Choose you.
Collaborators:
Copywriter – Sarah O’Connell
Work produced at Mr B & Friends
Big picture:
External Campaign
Art Direction
Small details:
Design toolkit
1 in 6 aged 5 to 16 experience a mental health problem.
That’s 31% of 16-24 year olds.
UWE’s current strategy was University Done Right. It was punchy, it de-positioned other Universities and it embodied the spirit of Bristol. But when you look at those stats, it’s not relatable for the students of today.
This presented an opportunity to push their undergraduate campaign into a space more relevant for the target audience. Together with a copywriter we unearthed our own insights and research which formed the rationale for the new creative strategy, giving more purpose and emotional intelligence to the existing strategy.

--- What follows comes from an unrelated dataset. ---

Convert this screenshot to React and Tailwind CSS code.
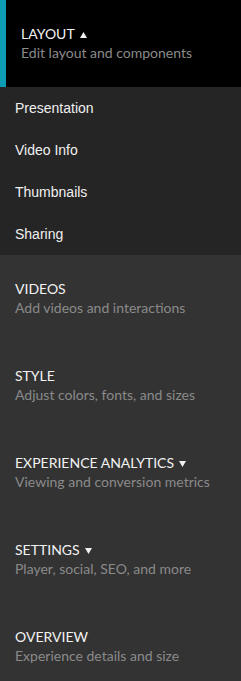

A visual and verbal analysis of the current undergrad campaigns showed a sea of the same creative/tonal tropes. Language that is loud and tells the students to change, to be better. Imagery that can’t be seen to favour any faculty over another, leading to photography that show overly posed and academic students cut out on coloured backgrounds or walking around grassy campuses that gives a narrow view of the experiences at university.

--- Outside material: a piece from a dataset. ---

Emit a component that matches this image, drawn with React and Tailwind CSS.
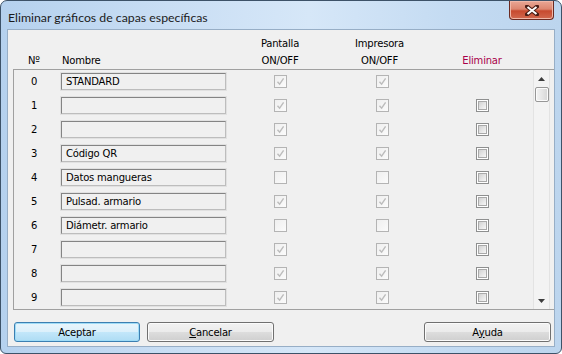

Young people are disillusioned with the idea of even going to university. They’re worried about the future. And yet universities are telling them they are the future, and in fact that they need to change the future. To be ambitious, fly higher. Putting this responsibility on an anxious, angry, disillusioned community of young people whose job – they’re being told – is to fix everything.
So we offered them something different. Tapping into the disillusionment among the younger generation, and encouraging them to put themselves first. Positioning UWE as the university which celebrates you, and your choices – just as you are. Even if that means, not choosing them.
‘University done for the right reasons’ became our strategic platform.
Taking ownership of a signposting narrative we injected a more saturated colour palette that gives students permission to put themselves first. A distinctly bold approach rooted in the wellbeing of the students.